I used to find the BBC (RP) accent annoying, the clipped consonants, the carefully rounded vowels, it felt like a lecture – this is the only correct way to speak English.
It came across as a mark of superiority, looking down on anyone who didn’t speak perfect BBC English.
Well it turns out I was wrong, the original intention was exactly the opposite.
The BBC didn’t exist until 1922, before then it was just a loose collection of people transmitting over the wireless.
The government thought these should all be unified and taken into public ownership.
John Reith (later Lord Reith) was given overall control of this new medium.
As it was the voice of the nation, Reith thought it should steer clear of regional accents that might be difficult for people from different regions to understand.
For instance, Reith himself was from Glasgow and he said the word ‘soot’ would sound like ‘suit’ in his natural accent.
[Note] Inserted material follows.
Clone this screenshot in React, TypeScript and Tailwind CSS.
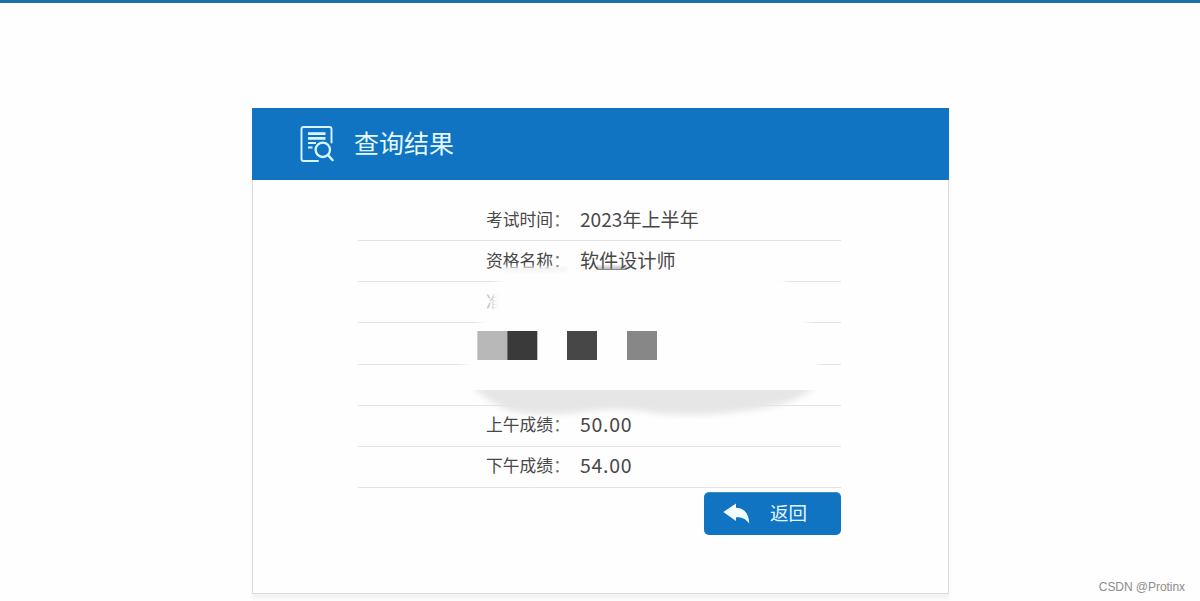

In London, the word ‘bus’ sounded like ‘bahs’ but in Manchester like ‘booz’.
In London, the word ‘bath’ sounded like ‘barf’ but in Yorkshire like ‘buth’.
And the posh accent was even worse, ‘tower’ and ‘tyre’ would both sound like ‘tar’.
‘Hello’ would sound like ‘hair-lair’ and ‘spending thousands of pounds around town’ would sound like ‘spending thysands of pynds arynd tyn’.
The biggest problem was the differing vowel sounds but some accents, particularly London, also dropped or changed consonants, so ‘wheel’ would sound like ‘weyuw’, ‘three’ would sound like ‘free’, and ‘nothing’ like ‘nuffink’.
All-in-all what was needed was a non-regional accent that everyone could understand.
And so for the first time BBC English was launched, English pronounced without any accent.
The intention being to have English spoken the way it was written, you can’t hear an accent when you read the printed word, Reith wanted BBC English to sound like that.
This was especially important for overseas broadcasts, where people had learned English without regional accents, they had learned the words as written.
But of course, because the BBC was the voice of the nation, BBC English was heard as the CORRECT way to speak.
Consequently, ‘no-accent’ became an accent itself and it became a mark of prestige to speak with the BBC accent.
That’s often what happens, our best intentions become twisted over time.
BBC English was a very good idea because, like all good ideas it was simple and impactful.
Simply in order to get into people’s minds an idea must have impact.
And to have impact it must be powerful, in which case it won’t remain neutral.
Something that forces its way into the public’s attention will create differences of opinion.
So that’s something to consider before we spend money advertising, do we want to be controversial?
Because we can’t stand out unless we’re willing to be powerful and distinctive, and that means our idea will be controversial.
The dictionary defines controversy as: “a discussion marked by the expression of opposing views”.
But that isn’t what a lot of clients want, they want an idea that absolutely everyone loves.
The bad news is that isn’t possible, the best way to do that is not to advertise at all, not to waste the money.
As Bill Berbach said: “If you stand for something you will find some people for you and some people against you.
If you stand for nothing you will find nobody for you and nobody against you.”